My husband and I were both diagnosed with Hep C a little over 10 years ago. He had Genotype 2b and I have Genotype 1a. We both had liver biopsies done, and it turned out that he had suffered more damage to his liver than me. For that reason, his doctor (we had different insurance so different doctors) put him on treatment (tx) with Interferon (this was b4 PegIntron) and Ribavarin for supposedly 6 months. He had to have an Interferon injection (which I gave him in his thighs) once a week. He had to work during tx and told his boss what was going on. (He would never have been able to hide it due to all the side effects he experienced!)
Because my liver had suffered minimal damage, my doctor said I didn't have to go on tx at that time. Thank goodness because my hubby needed me to be there for him! Anyway, I joined a support group on WebMD for Hep C peeps. It was a tremendous help because we often know more than the doctors about our own bodies and about the tx and side effects.
After 4 months of migraines, severe depression, vision problems (which his eyes have never recovered from, his boss told him he would have to let him go if he continued tx. (I was terrified because I wanted him to follow thru with the entire 6 months because I was afraid of losing him to the disease! My hubby immediately quit tx and w/in a week or 2 felt oh so much better. When they did a blood test, it turned out negative for Hep C!!! Praise God!!!
He was tested once or twice a year for several years after that and continued to test negative for Hep C!!!
Now I have heard of people having the virus come back after a number of years following tx, and my hubby hasn't been tested lately because he has no insurance at this time. The doctors don't like to say a person is "cured" because they don't know for certain and won't know until more years have passed and they see people who remain cured for a long time.

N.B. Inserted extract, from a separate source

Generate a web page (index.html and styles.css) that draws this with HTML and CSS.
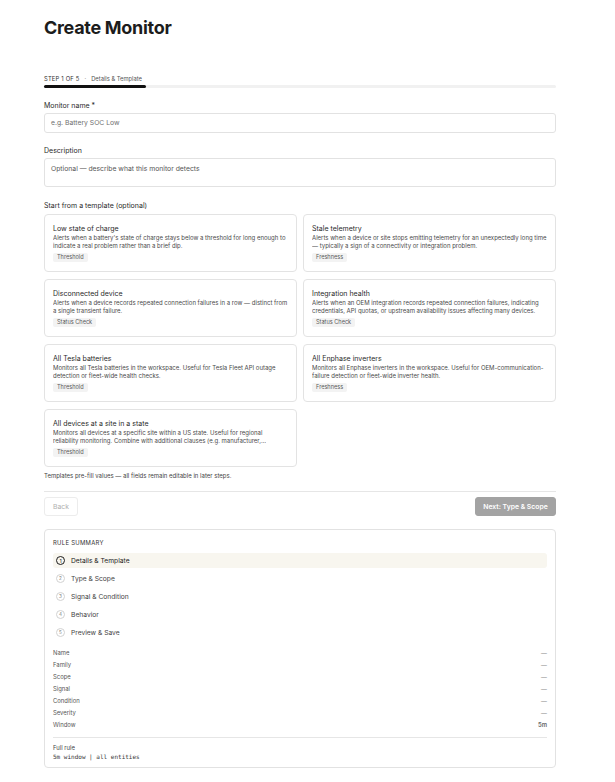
FILE: index.html
```html
<!DOCTYPE html>
<html>
<head>
<meta charset="utf-8">
<link rel="stylesheet" href="styles.css">
</head>
<body>
<main class="page">
  <h1 class="title">Create Monitor</h1>

  <div class="stepper">
    <div class="step-label"><span class="step-count">STEP 1 OF 5</span><span class="step-dot">·</span><span class="step-name">Details &amp; Template</span></div>
    <div class="progress"><div class="progress-fill"></div></div>
  </div>

  <div class="field">
    <label class="label">Monitor name *</label>
    <div class="input">e.g. Battery SOC Low</div>
  </div>

  <div class="field">
    <label class="label">Description</label>
    <div class="input textarea">Optional — describe what this monitor detects</div>
  </div>

  <div class="label templates-label">Start from a template (optional)</div>
  <div class="templates">
    <div class="card">
      <div class="card-title">Low state of charge</div>
      <div class="card-desc">Alerts when a battery's state of charge stays below a threshold for long enough to indicate a real problem rather than a brief dip.</div>
      <span class="tag">Threshold</span>
    </div>
    <div class="card">
      <div class="card-title">Stale telemetry</div>
      <div class="card-desc">Alerts when a device or site stops emitting telemetry for an unexpectedly long time — typically a sign of a connectivity or integration problem.</div>
      <span class="tag">Freshness</span>
    </div>
    <div class="card">
      <div class="card-title">Disconnected device</div>
      <div class="card-desc">Alerts when a device records repeated connection failures in a row — distinct from a single transient failure.</div>
      <span class="tag">Status Check</span>
    </div>
    <div class="card">
      <div class="card-title">Integration health</div>
      <div class="card-desc">Alerts when an OEM integration records repeated connection failures, indicating credentials, API quotas, or upstream availability issues affecting many devices.</div>
      <span class="tag">Status Check</span>
    </div>
    <div class="card">
      <div class="card-title">All Tesla batteries</div>
      <div class="card-desc">Monitors all Tesla batteries in the workspace. Useful for Tesla Fleet API outage detection or fleet-wide health checks.</div>
      <span class="tag">Threshold</span>
    </div>
    <div class="card">
      <div class="card-title">All Enphase inverters</div>
      <div class="card-desc">Monitors all Enphase inverters in the workspace. Useful for OEM-communication-failure detection or fleet-wide inverter health.</div>
      <span class="tag">Freshness</span>
    </div>
    <div class="card">
      <div class="card-title">All devices at a site in a state</div>
      <div class="card-desc">Monitors all devices at a specific site within a US state. Useful for regional<br>reliability monitoring. Combine with additional clauses (e.g. manufacturer,…</div>
      <span class="tag">Threshold</span>
    </div>
  </div>
  <p class="hint">Templates pre-fill values — all fields remain editable in later steps.</p>

  <div class="actions">
    <button class="btn btn-back">Back</button>
    <button class="btn btn-next">Next: Type &amp; Scope</button>
  </div>

  <section class="summary">
    <div class="summary-title">RULE SUMMARY</div>
    <ol class="steps">
      <li class="step active"><span class="num">1</span>Details &amp; Template</li>
      <li class="step"><span class="num">2</span>Type &amp; Scope</li>
      <li class="step"><span class="num">3</span>Signal &amp; Condition</li>
      <li class="step"><span class="num">4</span>Behavior</li>
      <li class="step"><span class="num">5</span>Preview &amp; Save</li>
    </ol>
    <dl class="props">
      <div class="prop"><dt>Name</dt><dd class="dash">—</dd></div>
      <div class="prop"><dt>Family</dt><dd class="dash">—</dd></div>
      <div class="prop"><dt>Scope</dt><dd class="dash">—</dd></div>
      <div class="prop"><dt>Signal</dt><dd class="dash">—</dd></div>
      <div class="prop"><dt>Condition</dt><dd class="dash">—</dd></div>
      <div class="prop"><dt>Severity</dt><dd class="dash">—</dd></div>
      <div class="prop"><dt>Window</dt><dd class="val">5m</dd></div>
    </dl>
    <div class="full-rule">
      <div class="full-label">Full rule</div>
      <div class="full-code">5m window | all entities</div>
    </div>
  </section>
</main>
</body>
</html>
```

FILE: styles.css
```css
* { box-sizing: border-box; }
html, body { margin: 0; padding: 0; background: #fff; }
body {
  font-family: Inter, "Noto Sans", sans-serif;
  color: #1f1f1f;
}
.page {
  width: 512px;
  margin-left: 44px;
  padding-top: 16px;
}
.title {
  margin: 0;
  font-size: 18px;
  line-height: 24px;
  font-weight: 700;
  letter-spacing: -0.3px;
  color: #1c1c1c;
}
.stepper { margin-top: 35px; }
.step-label {
  font-size: 5.8px;
  line-height: 8px;
  color: #333;
  display: flex;
  align-items: center;
}
.step-count { letter-spacing: 0.2px; }
.step-dot { margin: 0 5px; color: #888; }
.step-name { color: #555; }
.progress {
  margin-top: 2px;
  height: 3px;
  background: #f1f1f1;
  border-radius: 2px;
}
.progress-fill {
  width: 20%;
  height: 3px;
  background: #111;
  border-radius: 2px;
}
.field { margin-top: 13px; }
.field + .field { margin-top: 13px; }
.label {
  display: block;
  font-size: 7px;
  line-height: 9px;
  color: #2a2a2a;
}
.input {
  margin-top: 3px;
  height: 20px;
  border: 1px solid #e2e2e2;
  border-radius: 3px;
  font-size: 6.8px;
  line-height: 18px;
  padding: 0 6px;
  color: #707070;
}
.textarea {
  height: 29px;
  line-height: 9px;
  padding-top: 5px;
  color: #555;
}
.templates-label { margin-top: 14px; }
.templates {
  margin-top: 4px;
  display: grid;
  grid-template-columns: 1fr 1fr;
  column-gap: 6px;
  row-gap: 7px;
}
.card {
  height: 58px;
  border: 1px solid #e3e3e3;
  border-radius: 4px;
  padding: 9px 8px 0 8px;
  display: flex;
  flex-direction: column;
  align-items: flex-start;
}
.card-title {
  font-size: 7px;
  line-height: 10px;
  color: #2a2a2a;
}
.card-desc {
  font-size: 6px;
  line-height: 8.3px;
  color: #4a4a4a;
  height: 16.6px;
  overflow: hidden;
}
.tag {
  display: block;
  margin-top: 2px;
  font-size: 5.6px;
  line-height: 9px;
  padding: 0 4px;
  background: #f3f3f3;
  border-radius: 2px;
  color: #5a5a5a;
}
.hint {
  margin: 5px 0 0;
  font-size: 6px;
  line-height: 8px;
  color: #444;
}
.actions {
  margin-top: 11px;
  border-top: 1px solid #e6e6e6;
  padding-top: 5px;
  display: flex;
  justify-content: space-between;
  align-items: center;
}
.btn {
  font-family: inherit;
  height: 19px;
  border-radius: 3px;
  font-size: 6.8px;
  padding: 0;
}
.btn-back {
  width: 34px;
  background: #fff;
  border: 1px solid #ececec;
  color: #b0b0b0;
}
.btn-next {
  width: 81px;
  background: #a3a3a3;
  border: 1px solid #a3a3a3;
  color: #fff;
  font-weight: 600;
}
.summary {
  margin-top: 13px;
  border: 1px solid #e2e2e2;
  border-radius: 4px;
  padding: 9px 8px 6px;
}
.summary-title {
  font-size: 5.9px;
  line-height: 8px;
  letter-spacing: 0.3px;
  color: #333;
}
.steps {
  list-style: none;
  margin: 6px 0 0;
  padding: 0;
}
.step {
  height: 15px;
  display: flex;
  align-items: center;
  padding-left: 3px;
  font-size: 6.7px;
  color: #444;
  border-radius: 3px;
}
.step + .step { margin-top: 3px; }
.step.active { background: #f8f6ef; color: #1c1c1c; }
.num {
  width: 9px;
  height: 9px;
  border-radius: 50%;
  border: 1px solid #d2d2d2;
  font-size: 4.6px;
  display: inline-flex;
  align-items: center;
  justify-content: center;
  margin-right: 6px;
  color: #777;
}
.active .num {
  border-color: #1c1c1c;
  color: #1c1c1c;
  font-size: 5.4px;
}
.props { margin: 7px 0 0; padding: 0; }
.prop {
  display: flex;
  justify-content: space-between;
  height: 12px;
  align-items: center;
  font-size: 5.9px;
  line-height: 8px;
}
.prop dt { color: #555; }
.prop dd { margin: 0; }
.dash { color: #888; }
.val { color: #666; font-weight: 600; }
.full-rule {
  margin-top: 6px;
  border-top: 1px solid #e6e6e6;
  padding-top: 5px;
}
.full-label { font-size: 5.9px; line-height: 9px; color: #444; }
.full-code {
  font-family: "DejaVu Sans Mono", "Liberation Mono", monospace;
  font-size: 6px;
  line-height: 9px;
  color: #333;
}
```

I had one doctor advise me to begin tx several years ago because my viral load had gone up significantly. (I go to a gastrointestinal doctor once a year to have my blood tested and have a sonogram of my liver.). I refused tx because I had seen my husband suffer so badly AND because I wanted to have another liver biopsy to see if my liver had gotten any worse. 11 years after my first biopsy, my doctor did another and said it is slightly worse, but not that bad. He gave me a choice as to whether or not to go on tx, and I did not.
My doctor went to a seminar in Europe they have each year to discuss Hep C and the tx for Hep C. He says that they hope to have a new drug (I think to add to the PegIntron and Ribavarin) that makes the odds of tx successful much more likely. He also said I may be able to take the PegIntron orally instead of as an injection. And he said nowadays they test you every couple of months to see if you can stop tx early (either because it has already worked OR because it is not working.
I apologize for being so long winded, but it's hard to keep this short.
I will be seeing my gastroenterologist in several months to have blood test and sonogram of my liver. I will post anything I learn at that time.
Good luck to you all, and one more thing I'd like to say... I learned in my support group and from my gastro doctors that NOT everyone has a hard time on tx or suffers all the bad side effects. You just don't usually hear from people who are not having problems. That makes sense to me. I know a couple of people myself who went through tx without terrible problems.